El oasis vasco
A pesar de la crisis profunda de la sociedad tradicional, el País Vasco constituyó para el pensamiento conservador del siglo XIX un paradigma de orden y religiosidad, reflejado en las obras del sociólogo Le Play y del escritor catalán Mañé i Flaquer, cuyo libro llevaba por título precisamente El oasis. Difícilmente alguien hubiera pensado en hablar de Euskadi como un oasis en las décadas de plomo que se han sucedido desde la transición.
La situación actual es, por fortuna, bien distinta y sorprendente. Mientras la política española contempla una tensión irremediable entre los dos grandes partidos, con el de oposición además afectado de autofagia, desde la llegada de los socialistas al poder en la Comunidad Vasca se ha podido constatar que era posible una política de reforma y conciliación, con una colaboración leal del PP y una posibilidad de encuentro, entre gruñidos eso sí, con el PNV, de manera que la única sombra sea por el momento la que impone la crisis económica.
Se ha constatado que era posible en Euskadi una política de reforma y de conciliación
Dadas las condiciones en que fue forjada la mayoría parlamentaria, y con una oposición inicialmente frontal del PNV, se difundió una opinión en el sentido de que Patxi López estaría desde el principio maniatado. "El Gobierno no hace nada, nos echaron buscando el poder por el poder": tal fue el leitmotiv de la crítica del PNV desde el primer momento.
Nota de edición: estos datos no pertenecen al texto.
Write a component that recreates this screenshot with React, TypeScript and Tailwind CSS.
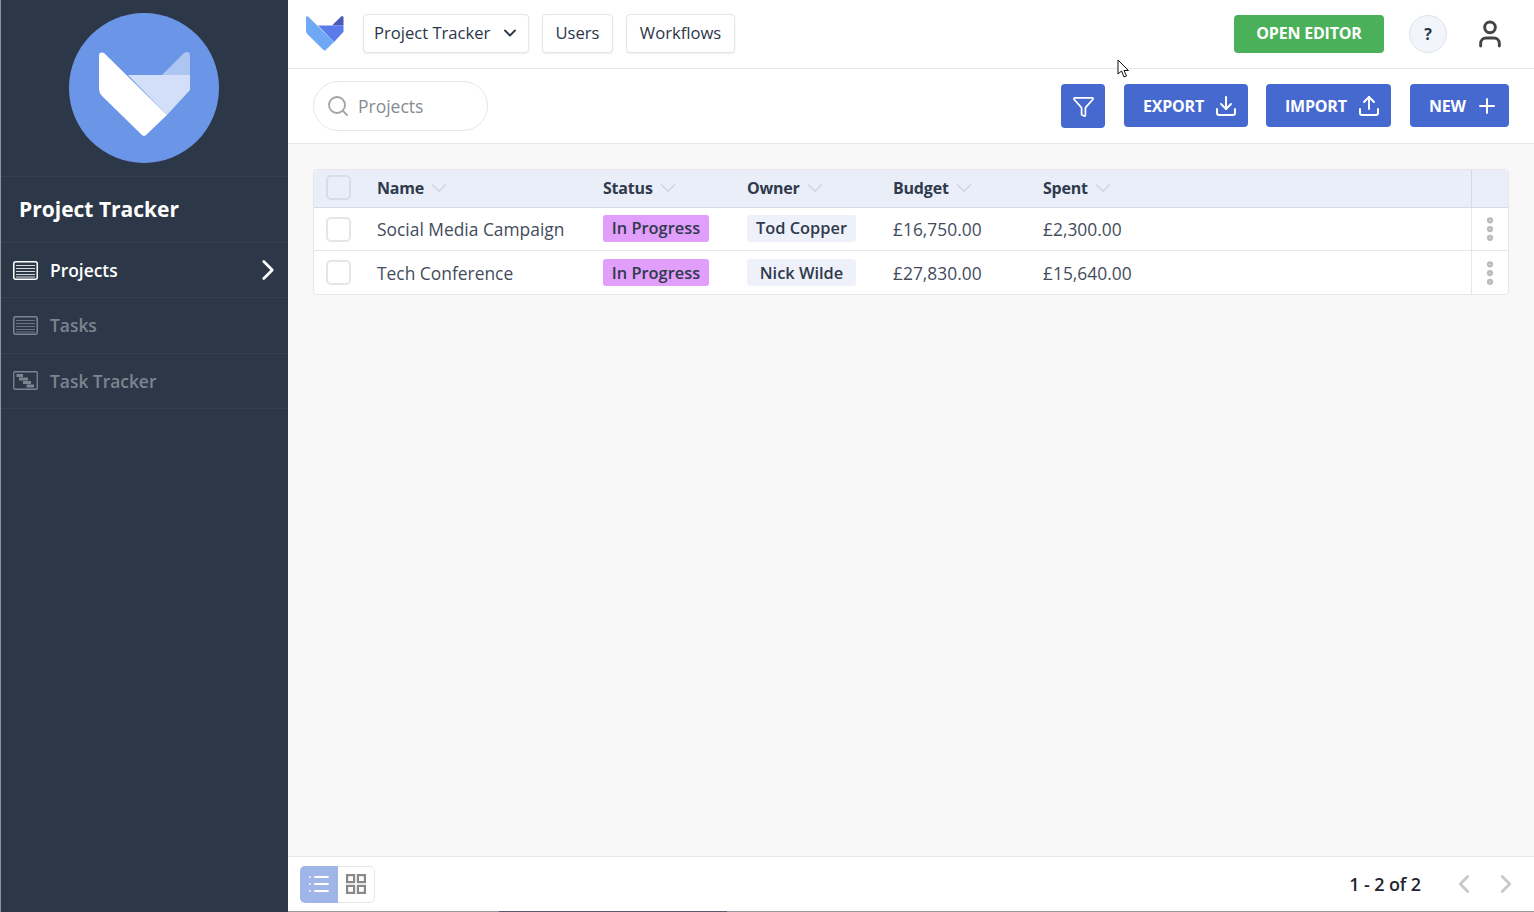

Y sin embargo, en aspectos cruciales, el Gobierno socialista ha demostrado que tenía las ideas claras y además determinación para llevarlas a la práctica.
De entrada, porque como siempre nos canta el coro abertzale, aunque desafinando, para acabar con ETA no basta la actuación policial; es preciso desarrollar una labor política. Sólo que no se trata de reabrir la caja de Pandora del diálogo u otorgar un nuevo cheque de confianza a Otegi para que amanse a sus fieras.
Lo fundamental es demostrar que ni ETA ni sus sucursales políticas tienen el menor espacio en la escena vasca, y que ello implica no cerrar los ojos, como hizo el PNV a todos los niveles, ante el control de la visibilidad que suponía la exhibición de símbolos y fotos de etarras por todos los rincones de la geografía vasca. No son patriotas dispuestos a alcanzar su objetivo de independencia por medios democráticos, sino practicantes del crimen político. La responsabilidad del PNV al tolerarlo, tan humillante para las víctimas, fue enorme por el aval que suponía para el prestigio social del terror.
Ahora, gracias al consejero Rodolfo Ares, la farsa ha terminado, conjugando el rigor con el consenso al buscar la implicación de los ayuntamientos. Como correlato, la política de Paz y de Derechos Humanos tiene por norte recordar a la sociedad que la violencia y el terror son incompatibles con la democracia, y que desde este punto de vista, más allá de la tragedia personal, las víctimas tienen un papel decisivo que jugar en la normalización de la conciencia colectiva. Aunque ello le pese a Aralar, reducido hoy en Euskadi bajo el liderazgo de Ezenarro a la poco brillante condición de apéndice sin terror del ideario etarra.
Más compleja, y de importancia aun mayor, es la racionalización de la política educativa. El PNV había asentado ésta sobre una cadena de falsas evidencias, desde la hegemonía forzosa del euskera a los planes de estudio, o a la política de comunicación, indiscutibles porque respondían a la demanda de la única Nación, con mayúscula, existente en la comunidad. La airada negación por parte del PNV de haber desarrollado una política de adoctrinamiento nacionalista merecería sólo por eso convertirse en un gag dentro del programa de humor ¡Vaya semanita!
¿No percibían que al afirmar una y otra vez la existencia imaginaria de Euskal Herria, en el lenguaje televisivo, partiendo de los mapas del tiempo, o en los descriptores de materias de estudio, se transmitía a los vascos el mensaje irredentista de una entidad política que nunca existió y cuya aceptación como tal legitima a ETA? ¿No era falsear la realidad una Historia que escondiese la Historia de España (donde por suerte o por desgracia estuvieron siempre los vascos)? ¿Había que prolongar hasta el final victorioso la "lucha de idiomas en Euskadi" de que ya hablara un propagandista de los años 30 en vez de proponer una solución modernizadora, basada en el trilingüismo y en el equilibrio entre euskera y castellano?
En una palabra, las reformas promovidas por Isabel Celaa no son contrarias a la construcción nacional vasca; sí son incompatibles con el enfoque nacionalista fundado sobre la exclusión.